I’m thankful for all the Black Christians I met in Atlanta because I’ve learned so much from them. And whereas I initially thought I might lose my Korean identity at my current church, to my surprise, I’ve experienced the opposite. In fact, stepping away from the Korean American church has allowed me to see my culture with a fresh perspective, helping me to identify blind spots (such as our pulpit ministry’s emphasis on the soul at the neglect of the body) and the great things about being Korean (such as our rich praying tradition).


My Life Going Forward: Music as a Prophetic Medium for Asian Americans

Being a hip-hop artist has increasingly exposed me to the struggles of Black America. When I started making music in Maryland, I was not privy to the systemic struggles of the Black community. Rather, I was more focused on my own struggles. Truthfully, I was scared to explore these ideas and the systemic injustices around me because I was scared of losing friends and fans. I thought my music career would’ve been jeopardized and churches wouldn’t call me for shows, but that happens already.
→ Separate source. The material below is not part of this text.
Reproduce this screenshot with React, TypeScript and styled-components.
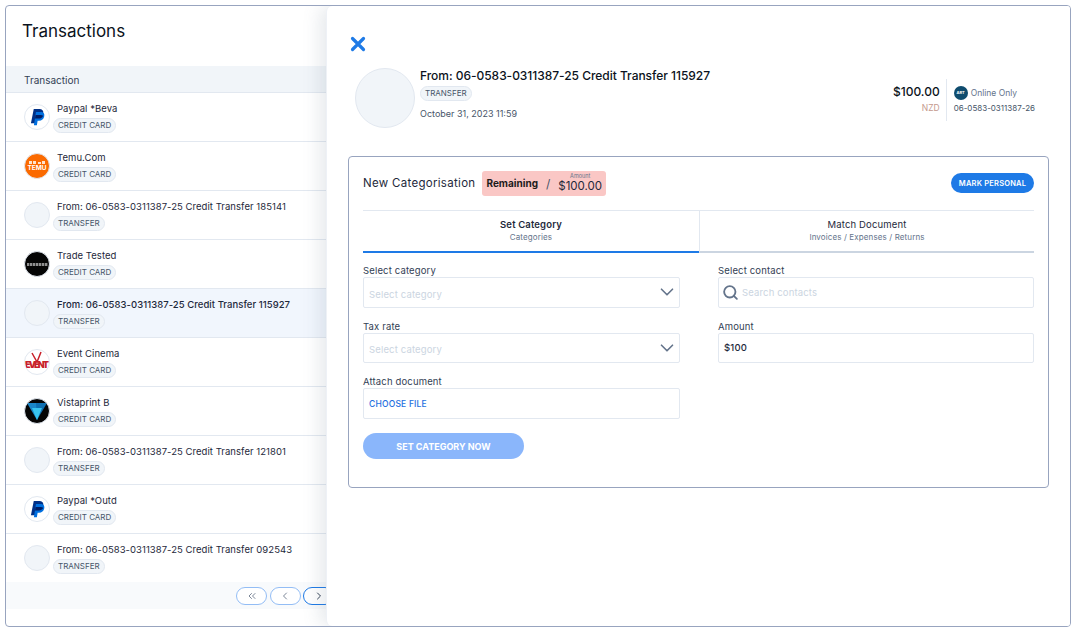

I never saw myself as a leader or somebody with something worthwhile to say. But I think my journey as a musician has taught me to embrace the voice God has given to me and to leave it to him to bring my audience. And if I can leave behind anything in my journey as a musician, it’s this: Black lives matter. Be unafraid to talk about race. In light of our union with Christ, we’re not just our own, but each of us is part of a whole. Our words and actions contribute and add value to (or hurt) the global church. For me, creating music is my expression of worship and I hope to encourage the body of Christ (i.e., the church) to have greater compassion for the marginalized as we see our own continued need for Jesus.